The printer can keep up without ever having to send a C-S, and 1200 is
plenty fast enough anyway (in fact, if you make the console 300, that might
be better because it disuades people from using it as a regular terminal).

	The only problem with this is that to change the console baud rate
you have to move jumpers on the CPU backplane.  Why DEC did this, I'll
never know.  BTW, on the 2 Vax installations I've supervised, the tech
doing the install had the baud rate on the console set wrong and refused to
believe that was the problem (they prefer to take the whole CPU apart).
-- 
Roy Smith <allegra!phri!roy>
System Administrator, Public Health Research Institute
455 First Avenue, New York, NY 10016

gwyn@brl-tgr.ARPA (Doug Gwyn <gwyn>) (12/21/85)

I would prefer the system to flush all terminal port FIFOs
when it comes fully up.  Nothing in them can be any good
anyway.

neil@man.psy.UUCP (Neil Todd @ UK.AC.MAN.CS.UX) (12/21/85)

In article <296@tikal.UUCP> you write:
>Configuration:
>	VAX 11/750
>	4.1bsd Unix
>	1 UDA50 disk controller, 2 RA81's
>	TU78 tape controller with 2 slaves
>
>Problem messages:
>	uda0: soft error, disk transfer error, unit 1
>	uda0: soft error, SDI error, unit 1, event 0353
>
>	uda0: soft error, disk transfer error, unit 0
>	uda0: soft error, SDI error, unit 0, event 0353
>
>    The SDI error message is always paired with the disk
>    transfer error message.
>    Notice no sector numbers.  The messages occur sometimes 3
>    hours apart, sometimes 24 hours apart, but usually not in
>    bunches.  Typically, only 2-6 occur per day on a fairly
>    active system.
>
>Other:
>	Out of 3 identical installations, we get these error
>	messages on only one.  The system doesn't crash when
>	these messages occur, but peculiar things happen (like
>	the autoboot sequence pausing (until a key is hit)
>	just before /etc/rc is run (no, we don't have rc prompt
>	for anything)).
>
>Anybody have experiences with these errors?
>We have had DEC field service on this for weeks (months?),
>and they don't seem to know what to do.  We have no manuals on
>the UDA50 (the computers are installed at customer sites),
>so if anybody out there does, maybe telling us what
>event 0353 is would be of some help(?)
>
>Thanks in advance.

The event 353 stuff is to do with "drive detected errors"
to quote the MSCP Basic disk functions Manual.

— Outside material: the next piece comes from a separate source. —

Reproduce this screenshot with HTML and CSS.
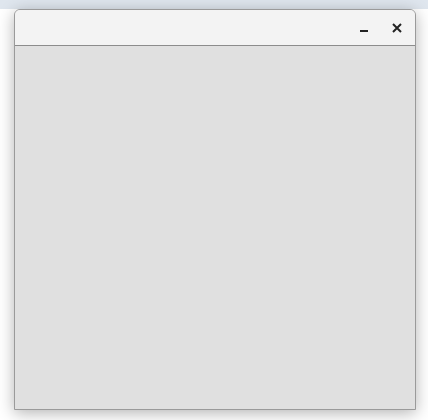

I think that
it turns up because the disk has got a bad block. In spite of
what many people think neither the standard driver nor
the hardware will revector the bad block. 

The RIACS uda driver will fix this problem.

Neil Todd

JANET :- neil@uk.ac.man.cs.ux
UUCP  :- ...!mcvax!ukc!man.cs.ux!neil
ARPA  :- neil%uk.ac.man.cs.ux@ucl.cs

P.S. My DEC man didn't have a clue either.